■ Aim: Give the listing again character for character, but drop the images.

■ Data block:
+++++

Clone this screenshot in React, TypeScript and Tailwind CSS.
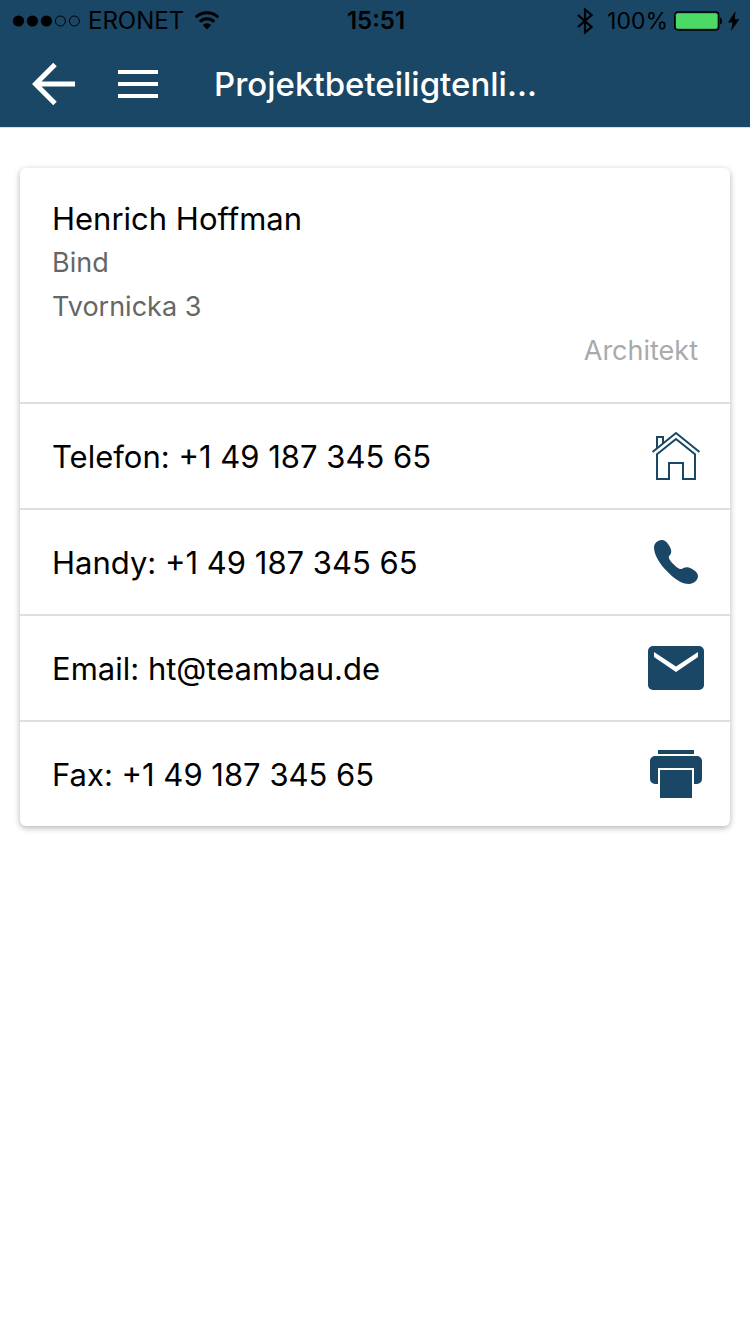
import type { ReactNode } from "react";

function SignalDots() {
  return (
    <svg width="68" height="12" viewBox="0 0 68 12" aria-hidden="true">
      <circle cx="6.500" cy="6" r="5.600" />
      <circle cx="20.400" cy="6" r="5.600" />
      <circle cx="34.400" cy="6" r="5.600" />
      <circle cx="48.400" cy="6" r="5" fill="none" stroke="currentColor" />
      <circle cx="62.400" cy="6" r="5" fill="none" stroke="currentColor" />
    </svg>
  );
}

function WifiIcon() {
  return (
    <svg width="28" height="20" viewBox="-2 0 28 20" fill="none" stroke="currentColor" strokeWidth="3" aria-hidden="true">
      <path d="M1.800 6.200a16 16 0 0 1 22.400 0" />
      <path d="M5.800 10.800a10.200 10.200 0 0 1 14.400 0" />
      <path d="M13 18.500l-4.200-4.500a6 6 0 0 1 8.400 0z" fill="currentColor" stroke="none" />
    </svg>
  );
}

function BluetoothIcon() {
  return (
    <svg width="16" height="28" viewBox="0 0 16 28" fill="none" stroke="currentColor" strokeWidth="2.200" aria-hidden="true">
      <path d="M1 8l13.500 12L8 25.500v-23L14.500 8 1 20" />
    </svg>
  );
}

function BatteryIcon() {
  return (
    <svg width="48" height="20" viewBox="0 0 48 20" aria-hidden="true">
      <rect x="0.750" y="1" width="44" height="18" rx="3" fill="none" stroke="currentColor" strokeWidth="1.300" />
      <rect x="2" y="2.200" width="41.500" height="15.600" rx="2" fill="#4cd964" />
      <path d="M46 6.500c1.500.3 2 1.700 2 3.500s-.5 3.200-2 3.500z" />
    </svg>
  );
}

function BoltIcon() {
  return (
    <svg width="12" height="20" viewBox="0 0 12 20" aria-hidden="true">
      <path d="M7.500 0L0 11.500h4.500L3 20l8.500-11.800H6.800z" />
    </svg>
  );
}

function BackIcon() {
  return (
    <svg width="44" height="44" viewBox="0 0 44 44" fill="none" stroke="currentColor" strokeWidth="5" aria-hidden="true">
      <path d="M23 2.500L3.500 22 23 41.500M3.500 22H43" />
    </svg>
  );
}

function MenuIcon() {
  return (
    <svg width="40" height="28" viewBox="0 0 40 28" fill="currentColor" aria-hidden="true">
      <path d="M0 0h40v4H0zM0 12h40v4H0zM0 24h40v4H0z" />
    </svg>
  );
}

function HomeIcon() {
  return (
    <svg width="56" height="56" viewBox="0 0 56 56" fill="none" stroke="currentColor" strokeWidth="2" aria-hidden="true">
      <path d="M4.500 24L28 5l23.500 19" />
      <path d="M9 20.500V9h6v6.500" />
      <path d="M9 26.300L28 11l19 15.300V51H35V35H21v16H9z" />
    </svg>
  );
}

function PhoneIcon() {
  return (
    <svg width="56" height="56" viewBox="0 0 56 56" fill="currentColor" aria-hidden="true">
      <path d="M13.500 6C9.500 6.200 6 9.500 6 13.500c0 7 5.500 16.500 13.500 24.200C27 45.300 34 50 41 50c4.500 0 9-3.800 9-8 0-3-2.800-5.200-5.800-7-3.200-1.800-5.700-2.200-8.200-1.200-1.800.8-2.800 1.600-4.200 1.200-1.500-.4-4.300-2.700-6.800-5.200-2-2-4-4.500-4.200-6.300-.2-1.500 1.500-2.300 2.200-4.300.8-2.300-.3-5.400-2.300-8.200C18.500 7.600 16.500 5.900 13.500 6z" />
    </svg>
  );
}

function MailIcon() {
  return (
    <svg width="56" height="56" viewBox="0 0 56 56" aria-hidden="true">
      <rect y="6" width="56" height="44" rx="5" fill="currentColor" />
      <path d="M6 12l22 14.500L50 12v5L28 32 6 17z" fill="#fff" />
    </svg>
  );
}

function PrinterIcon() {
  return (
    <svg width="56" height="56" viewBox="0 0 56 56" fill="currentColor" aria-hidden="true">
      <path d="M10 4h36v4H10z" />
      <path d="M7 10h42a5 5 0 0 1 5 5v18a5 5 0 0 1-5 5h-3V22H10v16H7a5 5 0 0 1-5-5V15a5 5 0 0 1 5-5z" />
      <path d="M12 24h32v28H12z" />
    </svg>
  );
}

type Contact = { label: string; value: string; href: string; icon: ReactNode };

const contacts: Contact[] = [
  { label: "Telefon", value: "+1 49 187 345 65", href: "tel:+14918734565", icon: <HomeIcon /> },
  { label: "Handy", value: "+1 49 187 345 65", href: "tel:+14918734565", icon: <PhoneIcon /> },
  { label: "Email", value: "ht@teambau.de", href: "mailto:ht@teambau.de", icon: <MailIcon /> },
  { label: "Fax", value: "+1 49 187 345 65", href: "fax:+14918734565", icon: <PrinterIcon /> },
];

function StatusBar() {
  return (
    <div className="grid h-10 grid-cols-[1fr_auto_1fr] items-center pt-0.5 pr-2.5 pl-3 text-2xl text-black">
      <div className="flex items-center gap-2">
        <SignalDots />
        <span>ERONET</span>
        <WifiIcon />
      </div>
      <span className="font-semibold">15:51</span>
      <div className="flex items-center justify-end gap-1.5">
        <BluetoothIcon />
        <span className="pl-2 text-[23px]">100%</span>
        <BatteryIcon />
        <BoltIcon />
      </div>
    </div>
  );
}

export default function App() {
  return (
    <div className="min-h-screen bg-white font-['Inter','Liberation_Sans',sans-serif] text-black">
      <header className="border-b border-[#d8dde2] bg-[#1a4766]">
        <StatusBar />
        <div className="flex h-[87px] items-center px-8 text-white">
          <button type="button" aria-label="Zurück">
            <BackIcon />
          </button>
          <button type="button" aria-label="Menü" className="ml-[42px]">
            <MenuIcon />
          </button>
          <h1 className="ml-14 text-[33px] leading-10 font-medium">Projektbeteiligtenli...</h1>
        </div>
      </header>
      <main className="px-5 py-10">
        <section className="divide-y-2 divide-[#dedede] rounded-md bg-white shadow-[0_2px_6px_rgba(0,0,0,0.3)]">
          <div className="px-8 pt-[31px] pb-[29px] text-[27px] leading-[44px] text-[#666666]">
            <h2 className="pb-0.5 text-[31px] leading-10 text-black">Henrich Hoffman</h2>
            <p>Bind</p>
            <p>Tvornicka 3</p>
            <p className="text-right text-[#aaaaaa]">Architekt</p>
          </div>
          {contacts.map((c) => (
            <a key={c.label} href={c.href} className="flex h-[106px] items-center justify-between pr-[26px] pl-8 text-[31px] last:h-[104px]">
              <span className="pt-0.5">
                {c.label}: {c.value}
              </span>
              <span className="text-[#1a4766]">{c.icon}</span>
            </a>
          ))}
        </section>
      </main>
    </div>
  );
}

+++++

■ Complete answer:
Clone this screenshot in React, TypeScript and Tailwind CSS.
import type { ReactNode } from "react";

function SignalDots() {
  return (
    <svg width="68" height="12" viewBox="0 0 68 12" aria-hidden="true">
      <circle cx="6.500" cy="6" r="5.600" />
      <circle cx="20.400" cy="6" r="5.600" />
      <circle cx="34.400" cy="6" r="5.600" />
      <circle cx="48.400" cy="6" r="5" fill="none" stroke="currentColor" />
      <circle cx="62.400" cy="6" r="5" fill="none" stroke="currentColor" />
    </svg>
  );
}

function WifiIcon() {
  return (
    <svg width="28" height="20" viewBox="-2 0 28 20" fill="none" stroke="currentColor" strokeWidth="3" aria-hidden="true">
      <path d="M1.800 6.200a16 16 0 0 1 22.400 0" />
      <path d="M5.800 10.800a10.200 10.200 0 0 1 14.400 0" />
      <path d="M13 18.500l-4.200-4.500a6 6 0 0 1 8.400 0z" fill="currentColor" stroke="none" />
    </svg>
  );
}

function BluetoothIcon() {
  return (
    <svg width="16" height="28" viewBox="0 0 16 28" fill="none" stroke="currentColor" strokeWidth="2.200" aria-hidden="true">
      <path d="M1 8l13.500 12L8 25.500v-23L14.500 8 1 20" />
    </svg>
  );
}

function BatteryIcon() {
  return (
    <svg width="48" height="20" viewBox="0 0 48 20" aria-hidden="true">
      <rect x="0.750" y="1" width="44" height="18" rx="3" fill="none" stroke="currentColor" strokeWidth="1.300" />
      <rect x="2" y="2.200" width="41.500" height="15.600" rx="2" fill="#4cd964" />
      <path d="M46 6.500c1.500.3 2 1.700 2 3.500s-.5 3.200-2 3.500z" />
    </svg>
  );
}

function BoltIcon() {
  return (
    <svg width="12" height="20" viewBox="0 0 12 20" aria-hidden="true">
      <path d="M7.500 0L0 11.500h4.500L3 20l8.500-11.800H6.800z" />
    </svg>
  );
}

function BackIcon() {
  return (
    <svg width="44" height="44" viewBox="0 0 44 44" fill="none" stroke="currentColor" strokeWidth="5" aria-hidden="true">
      <path d="M23 2.500L3.500 22 23 41.500M3.500 22H43" />
    </svg>
  );
}

function MenuIcon() {
  return (
    <svg width="40" height="28" viewBox="0 0 40 28" fill="currentColor" aria-hidden="true">
      <path d="M0 0h40v4H0zM0 12h40v4H0zM0 24h40v4H0z" />
    </svg>
  );
}

function HomeIcon() {
  return (
    <svg width="56" height="56" viewBox="0 0 56 56" fill="none" stroke="currentColor" strokeWidth="2" aria-hidden="true">
      <path d="M4.500 24L28 5l23.500 19" />
      <path d="M9 20.500V9h6v6.500" />
      <path d="M9 26.300L28 11l19 15.300V51H35V35H21v16H9z" />
    </svg>
  );
}

function PhoneIcon() {
  return (
    <svg width="56" height="56" viewBox="0 0 56 56" fill="currentColor" aria-hidden="true">
      <path d="M13.500 6C9.500 6.200 6 9.500 6 13.500c0 7 5.500 16.500 13.500 24.200C27 45.300 34 50 41 50c4.500 0 9-3.800 9-8 0-3-2.800-5.200-5.800-7-3.200-1.800-5.700-2.200-8.200-1.200-1.800.8-2.800 1.600-4.200 1.200-1.500-.4-4.300-2.700-6.800-5.200-2-2-4-4.500-4.200-6.300-.2-1.500 1.500-2.300 2.200-4.300.8-2.300-.3-5.400-2.300-8.200C18.500 7.600 16.500 5.900 13.500 6z" />
    </svg>
  );
}

function MailIcon() {
  return (
    <svg width="56" height="56" viewBox="0 0 56 56" aria-hidden="true">
      <rect y="6" width="56" height="44" rx="5" fill="currentColor" />
      <path d="M6 12l22 14.500L50 12v5L28 32 6 17z" fill="#fff" />
    </svg>
  );
}

function PrinterIcon() {
  return (
    <svg width="56" height="56" viewBox="0 0 56 56" fill="currentColor" aria-hidden="true">
      <path d="M10 4h36v4H10z" />
      <path d="M7 10h42a5 5 0 0 1 5 5v18a5 5 0 0 1-5 5h-3V22H10v16H7a5 5 0 0 1-5-5V15a5 5 0 0 1 5-5z" />
      <path d="M12 24h32v28H12z" />
    </svg>
  );
}

type Contact = { label: string; value: string; href: string; icon: ReactNode };

const contacts: Contact[] = [
  { label: "Telefon", value: "+1 49 187 345 65", href: "tel:+14918734565", icon: <HomeIcon /> },
  { label: "Handy", value: "+1 49 187 345 65", href: "tel:+14918734565", icon: <PhoneIcon /> },
  { label: "Email", value: "ht@teambau.de", href: "mailto:ht@teambau.de", icon: <MailIcon /> },
  { label: "Fax", value: "+1 49 187 345 65", href: "fax:+14918734565", icon: <PrinterIcon /> },
];

function StatusBar() {
  return (
    <div className="grid h-10 grid-cols-[1fr_auto_1fr] items-center pt-0.5 pr-2.5 pl-3 text-2xl text-black">
      <div className="flex items-center gap-2">
        <SignalDots />
        <span>ERONET</span>
        <WifiIcon />
      </div>
      <span className="font-semibold">15:51</span>
      <div className="flex items-center justify-end gap-1.5">
        <BluetoothIcon />
        <span className="pl-2 text-[23px]">100%</span>
        <BatteryIcon />
        <BoltIcon />
      </div>
    </div>
  );
}

export default function App() {
  return (
    <div className="min-h-screen bg-white font-['Inter','Liberation_Sans',sans-serif] text-black">
      <header className="border-b border-[#d8dde2] bg-[#1a4766]">
        <StatusBar />
        <div className="flex h-[87px] items-center px-8 text-white">
          <button type="button" aria-label="Zurück">
            <BackIcon />
          </button>
          <button type="button" aria-label="Menü" className="ml-[42px]">
            <MenuIcon />
          </button>
          <h1 className="ml-14 text-[33px] leading-10 font-medium">Projektbeteiligtenli...</h1>
        </div>
      </header>
      <main className="px-5 py-10">
        <section className="divide-y-2 divide-[#dedede] rounded-md bg-white shadow-[0_2px_6px_rgba(0,0,0,0.3)]">
          <div className="px-8 pt-[31px] pb-[29px] text-[27px] leading-[44px] text-[#666666]">
            <h2 className="pb-0.5 text-[31px] leading-10 text-black">Henrich Hoffman</h2>
            <p>Bind</p>
            <p>Tvornicka 3</p>
            <p className="text-right text-[#aaaaaa]">Architekt</p>
          </div>
          {contacts.map((c) => (
            <a key={c.label} href={c.href} className="flex h-[106px] items-center justify-between pr-[26px] pl-8 text-[31px] last:h-[104px]">
              <span className="pt-0.5">
                {c.label}: {c.value}
              </span>
              <span className="text-[#1a4766]">{c.icon}</span>
            </a>
          ))}
        </section>
      </main>
    </div>
  );
}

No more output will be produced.